More than one year after Major League Baseball yanked the 2021 All-Star Game from Atlanta over Georgia’s newest election-integrity law, the league is refusing to apologize to all of its fans that it smeared as “racists” for backing the voting measures.
Despite the corporate media’s false yet prolific narrative claiming Republicans only passed the law to restrict racial and ethnic minorities from voting, Georgia recently reported record early voter turnout that nearly tripled from 2020.
When The Federalist asked the MLB whether it had anything to say to the viewers it lost by falsely accusing election integrity supporters of limiting voting, the league did not respond. The MLB also kept mum when asked if it believes that supporters of election-security laws like the one in Georgia are racist, as President Joe Biden and the corporate media previously alleged.

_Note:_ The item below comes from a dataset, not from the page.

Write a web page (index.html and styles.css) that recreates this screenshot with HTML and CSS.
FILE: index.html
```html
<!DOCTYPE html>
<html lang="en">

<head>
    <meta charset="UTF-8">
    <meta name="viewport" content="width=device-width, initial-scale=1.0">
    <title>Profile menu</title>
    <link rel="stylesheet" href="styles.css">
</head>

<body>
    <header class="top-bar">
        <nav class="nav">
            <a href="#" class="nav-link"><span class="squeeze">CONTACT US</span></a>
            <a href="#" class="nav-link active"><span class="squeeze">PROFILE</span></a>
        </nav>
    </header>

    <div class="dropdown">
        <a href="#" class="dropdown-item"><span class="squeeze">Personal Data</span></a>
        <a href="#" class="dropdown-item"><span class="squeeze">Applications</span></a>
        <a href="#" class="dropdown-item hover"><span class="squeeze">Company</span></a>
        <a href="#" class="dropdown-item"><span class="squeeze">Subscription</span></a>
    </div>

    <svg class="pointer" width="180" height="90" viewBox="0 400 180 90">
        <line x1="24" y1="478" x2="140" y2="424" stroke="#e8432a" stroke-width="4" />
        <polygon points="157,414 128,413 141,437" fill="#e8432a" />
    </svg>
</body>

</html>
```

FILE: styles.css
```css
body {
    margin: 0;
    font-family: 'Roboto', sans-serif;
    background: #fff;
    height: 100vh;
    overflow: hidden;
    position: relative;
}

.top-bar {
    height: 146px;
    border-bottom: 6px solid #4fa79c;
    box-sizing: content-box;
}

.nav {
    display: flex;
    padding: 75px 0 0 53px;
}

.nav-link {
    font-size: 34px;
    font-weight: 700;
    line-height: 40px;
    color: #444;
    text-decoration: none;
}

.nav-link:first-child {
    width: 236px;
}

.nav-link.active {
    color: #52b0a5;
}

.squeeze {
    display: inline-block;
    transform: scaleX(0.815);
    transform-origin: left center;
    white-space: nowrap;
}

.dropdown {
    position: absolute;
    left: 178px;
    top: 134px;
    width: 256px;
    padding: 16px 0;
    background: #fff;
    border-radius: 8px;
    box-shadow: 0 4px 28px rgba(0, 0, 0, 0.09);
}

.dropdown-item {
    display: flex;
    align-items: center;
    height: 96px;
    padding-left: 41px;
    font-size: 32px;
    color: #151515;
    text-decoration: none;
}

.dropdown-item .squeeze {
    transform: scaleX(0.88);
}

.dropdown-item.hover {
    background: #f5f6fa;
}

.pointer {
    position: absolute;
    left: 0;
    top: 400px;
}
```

MLB Commissioner Robert Manfred caved to woke pressure and announced last April that the professional sports league would not play the famed game in the Peach State because he believed that the newest election security law, which required commonsense authentication such as voter ID, restricted “fair access to voting” and “voting rights for all Americans.”

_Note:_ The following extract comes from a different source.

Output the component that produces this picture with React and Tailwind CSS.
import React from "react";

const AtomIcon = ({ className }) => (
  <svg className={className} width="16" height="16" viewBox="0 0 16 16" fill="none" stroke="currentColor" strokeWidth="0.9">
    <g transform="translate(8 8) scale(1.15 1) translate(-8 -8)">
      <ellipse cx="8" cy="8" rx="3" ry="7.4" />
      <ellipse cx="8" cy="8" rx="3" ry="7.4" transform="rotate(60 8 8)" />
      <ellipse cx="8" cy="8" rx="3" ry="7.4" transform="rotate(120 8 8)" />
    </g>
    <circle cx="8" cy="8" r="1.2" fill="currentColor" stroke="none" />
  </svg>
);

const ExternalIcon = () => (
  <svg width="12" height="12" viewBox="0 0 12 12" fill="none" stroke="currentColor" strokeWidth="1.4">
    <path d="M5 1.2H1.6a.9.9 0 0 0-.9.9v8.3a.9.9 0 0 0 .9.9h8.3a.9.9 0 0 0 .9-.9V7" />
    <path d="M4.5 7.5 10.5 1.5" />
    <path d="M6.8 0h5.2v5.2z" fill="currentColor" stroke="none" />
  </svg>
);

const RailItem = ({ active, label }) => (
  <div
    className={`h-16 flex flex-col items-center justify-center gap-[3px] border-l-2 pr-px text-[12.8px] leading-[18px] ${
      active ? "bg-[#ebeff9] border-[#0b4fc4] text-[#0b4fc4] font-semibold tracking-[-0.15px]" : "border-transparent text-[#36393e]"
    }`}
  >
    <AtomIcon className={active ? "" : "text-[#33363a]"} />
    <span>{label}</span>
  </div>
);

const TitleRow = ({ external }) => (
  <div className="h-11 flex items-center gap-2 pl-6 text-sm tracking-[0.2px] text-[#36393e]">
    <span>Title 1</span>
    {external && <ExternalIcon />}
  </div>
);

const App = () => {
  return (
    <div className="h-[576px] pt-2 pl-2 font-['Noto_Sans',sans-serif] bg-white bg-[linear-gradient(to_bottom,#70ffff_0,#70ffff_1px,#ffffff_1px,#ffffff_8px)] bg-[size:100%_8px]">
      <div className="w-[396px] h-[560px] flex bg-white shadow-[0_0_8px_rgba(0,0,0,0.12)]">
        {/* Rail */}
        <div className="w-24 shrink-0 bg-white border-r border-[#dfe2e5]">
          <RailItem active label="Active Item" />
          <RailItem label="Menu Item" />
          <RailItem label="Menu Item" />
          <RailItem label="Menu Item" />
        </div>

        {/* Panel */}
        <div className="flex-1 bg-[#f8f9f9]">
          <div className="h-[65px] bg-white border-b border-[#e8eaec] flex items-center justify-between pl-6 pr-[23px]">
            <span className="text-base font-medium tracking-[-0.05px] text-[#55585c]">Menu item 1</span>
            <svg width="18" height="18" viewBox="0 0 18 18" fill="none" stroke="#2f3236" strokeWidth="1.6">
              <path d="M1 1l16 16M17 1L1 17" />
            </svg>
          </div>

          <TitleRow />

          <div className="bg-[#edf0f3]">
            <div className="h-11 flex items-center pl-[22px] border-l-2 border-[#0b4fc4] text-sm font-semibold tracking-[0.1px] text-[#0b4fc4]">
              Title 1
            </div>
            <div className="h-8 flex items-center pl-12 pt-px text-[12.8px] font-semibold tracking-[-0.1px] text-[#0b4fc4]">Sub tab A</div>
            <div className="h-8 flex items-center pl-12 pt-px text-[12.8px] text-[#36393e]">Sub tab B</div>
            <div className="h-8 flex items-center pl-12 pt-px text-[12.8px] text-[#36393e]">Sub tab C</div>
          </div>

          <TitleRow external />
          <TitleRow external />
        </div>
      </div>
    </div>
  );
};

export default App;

“I have decided that the best way to demonstrate our values as a sport is by relocating this year’s All-Star game,” Manfred said in a statement. “Major League Baseball fundamentally supports voting rights for all Americans and opposes restrictions to the ballot box.”

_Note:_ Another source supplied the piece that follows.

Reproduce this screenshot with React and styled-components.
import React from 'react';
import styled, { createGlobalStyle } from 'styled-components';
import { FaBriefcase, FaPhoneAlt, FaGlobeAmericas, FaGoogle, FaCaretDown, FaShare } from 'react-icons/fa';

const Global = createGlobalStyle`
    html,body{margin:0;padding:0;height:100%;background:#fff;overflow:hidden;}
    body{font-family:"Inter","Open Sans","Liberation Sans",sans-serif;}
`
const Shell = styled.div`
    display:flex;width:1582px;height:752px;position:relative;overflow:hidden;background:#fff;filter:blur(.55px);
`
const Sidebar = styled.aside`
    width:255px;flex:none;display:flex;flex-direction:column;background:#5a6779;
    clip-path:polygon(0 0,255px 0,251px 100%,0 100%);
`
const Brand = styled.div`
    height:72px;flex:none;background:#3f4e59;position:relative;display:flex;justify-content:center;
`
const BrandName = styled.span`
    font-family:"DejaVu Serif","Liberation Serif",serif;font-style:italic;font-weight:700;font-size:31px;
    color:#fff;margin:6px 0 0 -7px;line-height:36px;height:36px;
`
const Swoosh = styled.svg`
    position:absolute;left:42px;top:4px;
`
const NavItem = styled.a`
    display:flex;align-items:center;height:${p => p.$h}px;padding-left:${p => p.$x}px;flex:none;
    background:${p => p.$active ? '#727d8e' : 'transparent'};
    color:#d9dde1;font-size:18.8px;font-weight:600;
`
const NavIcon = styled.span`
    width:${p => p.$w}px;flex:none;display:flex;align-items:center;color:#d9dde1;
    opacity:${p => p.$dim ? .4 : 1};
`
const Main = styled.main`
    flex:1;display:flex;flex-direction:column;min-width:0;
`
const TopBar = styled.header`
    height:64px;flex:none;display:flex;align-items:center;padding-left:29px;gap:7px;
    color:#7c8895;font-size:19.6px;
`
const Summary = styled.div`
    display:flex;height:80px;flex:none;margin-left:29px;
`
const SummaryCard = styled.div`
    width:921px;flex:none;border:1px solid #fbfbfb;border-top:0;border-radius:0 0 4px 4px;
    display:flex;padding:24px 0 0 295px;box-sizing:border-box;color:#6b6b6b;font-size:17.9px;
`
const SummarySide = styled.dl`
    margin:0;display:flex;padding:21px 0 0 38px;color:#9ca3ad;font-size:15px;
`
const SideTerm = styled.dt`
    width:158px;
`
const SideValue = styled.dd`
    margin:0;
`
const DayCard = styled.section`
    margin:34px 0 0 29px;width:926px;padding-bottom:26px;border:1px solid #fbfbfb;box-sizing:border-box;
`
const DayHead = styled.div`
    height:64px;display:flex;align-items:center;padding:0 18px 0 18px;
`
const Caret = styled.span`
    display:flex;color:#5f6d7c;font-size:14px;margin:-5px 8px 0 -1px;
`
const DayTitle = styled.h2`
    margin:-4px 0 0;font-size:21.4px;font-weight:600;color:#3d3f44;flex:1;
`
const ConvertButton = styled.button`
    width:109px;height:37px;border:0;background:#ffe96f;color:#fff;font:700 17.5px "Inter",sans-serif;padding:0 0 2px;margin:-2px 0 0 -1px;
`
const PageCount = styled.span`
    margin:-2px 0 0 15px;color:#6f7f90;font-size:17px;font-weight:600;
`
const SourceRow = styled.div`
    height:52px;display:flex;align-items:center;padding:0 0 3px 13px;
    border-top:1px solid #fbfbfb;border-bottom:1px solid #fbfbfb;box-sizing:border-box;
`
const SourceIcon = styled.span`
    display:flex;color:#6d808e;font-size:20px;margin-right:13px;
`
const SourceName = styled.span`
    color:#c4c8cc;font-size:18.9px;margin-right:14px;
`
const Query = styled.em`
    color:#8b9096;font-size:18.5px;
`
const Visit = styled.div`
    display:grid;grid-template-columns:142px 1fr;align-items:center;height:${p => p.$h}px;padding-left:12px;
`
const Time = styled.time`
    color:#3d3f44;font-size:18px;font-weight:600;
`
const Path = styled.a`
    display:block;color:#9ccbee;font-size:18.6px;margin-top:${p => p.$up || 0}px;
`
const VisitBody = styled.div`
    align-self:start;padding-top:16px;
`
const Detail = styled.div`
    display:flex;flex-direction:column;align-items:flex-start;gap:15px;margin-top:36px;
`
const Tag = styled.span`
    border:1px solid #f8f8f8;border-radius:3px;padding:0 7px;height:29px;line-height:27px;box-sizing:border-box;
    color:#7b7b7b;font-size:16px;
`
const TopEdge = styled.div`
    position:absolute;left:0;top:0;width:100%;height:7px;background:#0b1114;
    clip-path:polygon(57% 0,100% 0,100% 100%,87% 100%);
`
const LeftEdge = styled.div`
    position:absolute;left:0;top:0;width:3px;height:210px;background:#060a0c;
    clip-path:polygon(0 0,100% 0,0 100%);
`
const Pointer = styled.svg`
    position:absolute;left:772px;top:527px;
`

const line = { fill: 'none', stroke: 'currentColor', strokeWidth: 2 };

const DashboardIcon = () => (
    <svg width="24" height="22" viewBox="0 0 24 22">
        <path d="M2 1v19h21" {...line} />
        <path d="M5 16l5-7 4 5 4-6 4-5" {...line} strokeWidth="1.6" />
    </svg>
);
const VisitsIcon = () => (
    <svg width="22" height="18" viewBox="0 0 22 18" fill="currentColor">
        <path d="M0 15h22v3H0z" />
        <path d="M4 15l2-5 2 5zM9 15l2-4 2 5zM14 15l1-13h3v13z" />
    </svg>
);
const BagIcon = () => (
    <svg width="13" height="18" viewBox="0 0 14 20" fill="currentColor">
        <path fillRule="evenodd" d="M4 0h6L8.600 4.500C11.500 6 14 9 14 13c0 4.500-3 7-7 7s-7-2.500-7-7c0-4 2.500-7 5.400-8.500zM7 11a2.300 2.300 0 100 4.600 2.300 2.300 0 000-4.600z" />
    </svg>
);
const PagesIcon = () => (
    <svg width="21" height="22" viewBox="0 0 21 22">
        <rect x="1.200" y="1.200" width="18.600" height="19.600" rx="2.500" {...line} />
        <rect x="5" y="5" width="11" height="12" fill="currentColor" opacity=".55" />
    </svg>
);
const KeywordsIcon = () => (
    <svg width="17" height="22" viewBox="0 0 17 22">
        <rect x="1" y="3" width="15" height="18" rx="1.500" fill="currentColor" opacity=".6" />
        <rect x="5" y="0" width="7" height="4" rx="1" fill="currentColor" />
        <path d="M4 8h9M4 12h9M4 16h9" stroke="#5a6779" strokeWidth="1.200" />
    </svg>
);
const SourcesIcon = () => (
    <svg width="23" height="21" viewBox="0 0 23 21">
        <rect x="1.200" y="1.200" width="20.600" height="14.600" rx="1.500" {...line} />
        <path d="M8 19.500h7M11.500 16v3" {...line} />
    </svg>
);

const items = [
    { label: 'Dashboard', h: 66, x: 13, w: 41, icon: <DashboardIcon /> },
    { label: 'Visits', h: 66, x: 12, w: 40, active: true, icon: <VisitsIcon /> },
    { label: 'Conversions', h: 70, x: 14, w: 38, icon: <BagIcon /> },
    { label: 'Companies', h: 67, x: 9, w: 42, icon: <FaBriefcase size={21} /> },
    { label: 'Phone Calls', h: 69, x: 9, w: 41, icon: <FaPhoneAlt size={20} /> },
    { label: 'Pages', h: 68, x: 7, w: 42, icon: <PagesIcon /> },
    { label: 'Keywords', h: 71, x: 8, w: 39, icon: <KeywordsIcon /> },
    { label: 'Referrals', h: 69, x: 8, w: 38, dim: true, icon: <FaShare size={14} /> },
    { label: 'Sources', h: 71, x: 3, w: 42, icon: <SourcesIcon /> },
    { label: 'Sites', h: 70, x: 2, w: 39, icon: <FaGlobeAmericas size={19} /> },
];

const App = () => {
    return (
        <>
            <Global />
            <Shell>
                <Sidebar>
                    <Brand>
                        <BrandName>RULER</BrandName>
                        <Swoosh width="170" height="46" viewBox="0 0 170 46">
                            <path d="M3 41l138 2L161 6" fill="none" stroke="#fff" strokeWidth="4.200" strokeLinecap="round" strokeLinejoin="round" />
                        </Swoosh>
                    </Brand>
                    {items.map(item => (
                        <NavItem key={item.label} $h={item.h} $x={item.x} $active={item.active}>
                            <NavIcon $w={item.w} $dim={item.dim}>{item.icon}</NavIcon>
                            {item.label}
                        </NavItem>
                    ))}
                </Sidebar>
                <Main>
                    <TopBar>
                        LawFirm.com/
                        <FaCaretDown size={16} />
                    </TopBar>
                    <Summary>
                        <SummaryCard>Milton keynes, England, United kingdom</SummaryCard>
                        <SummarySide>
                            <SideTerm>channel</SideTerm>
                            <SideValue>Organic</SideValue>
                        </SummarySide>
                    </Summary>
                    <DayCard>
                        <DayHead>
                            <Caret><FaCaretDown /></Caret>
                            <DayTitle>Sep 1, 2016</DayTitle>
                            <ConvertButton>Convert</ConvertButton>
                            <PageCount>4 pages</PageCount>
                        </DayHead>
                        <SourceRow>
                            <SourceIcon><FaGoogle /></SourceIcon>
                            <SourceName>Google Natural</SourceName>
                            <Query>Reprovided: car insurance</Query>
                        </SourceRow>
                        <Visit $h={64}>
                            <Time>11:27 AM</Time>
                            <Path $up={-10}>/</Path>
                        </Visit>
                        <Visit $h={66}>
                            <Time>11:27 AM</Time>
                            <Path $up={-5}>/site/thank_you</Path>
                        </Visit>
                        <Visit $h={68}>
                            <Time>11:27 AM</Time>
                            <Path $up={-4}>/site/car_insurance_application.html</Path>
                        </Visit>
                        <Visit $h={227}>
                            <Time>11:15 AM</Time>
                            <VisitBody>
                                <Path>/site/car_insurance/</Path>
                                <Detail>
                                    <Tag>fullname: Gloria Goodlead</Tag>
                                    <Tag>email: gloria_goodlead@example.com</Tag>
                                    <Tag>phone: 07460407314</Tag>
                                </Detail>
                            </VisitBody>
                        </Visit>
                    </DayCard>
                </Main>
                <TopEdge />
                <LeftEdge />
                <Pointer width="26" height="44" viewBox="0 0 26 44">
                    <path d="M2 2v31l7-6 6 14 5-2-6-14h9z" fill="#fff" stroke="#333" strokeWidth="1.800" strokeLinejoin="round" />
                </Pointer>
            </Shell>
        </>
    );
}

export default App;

Longtime MLB fans decried the league for “going woke” and swore off watching games indefinitely. Businesses also condemned the MLB for prioritizing politics instead of the people and shuttering opportunities for black business owners in Atlanta. Even former MLB Commissioner Fay Vincent had choice words for Manfred after the “All-Star Error.”
“Major League Baseball can’t become a weapon in the culture wars, a hostage for one political party or ideology,” Vincent wrote in the Wall Street Journal. “It can’t be only for the rich or the poor, nor can it only be for one race, as it was until 1947. Baseball must always stand above politics and its dark elements of corruption, greed and sordid selfishness. It can’t go wrong by standing for national greatness.”
That negative reaction combined with the MLB’s already falling ratings cast a shadow on the All-Star Game in Denver, which ended up being the second least-watched MLB game of all time.
Polling shortly after the relocation announcement also indicated that fans were displeased with the MLB’s decision. At least 64 percent of respondents said they were less likely to support big businesses such as the MLB after they took a public stand on political issues. In general, 70 percent of American adults agreed that “corporations and sports teams should generally stay out of politics.”
The MLB, however, still refuses to say whether it regrets relocating the game over the Democrats’ and media’s baseless “Jim Crow” allegations.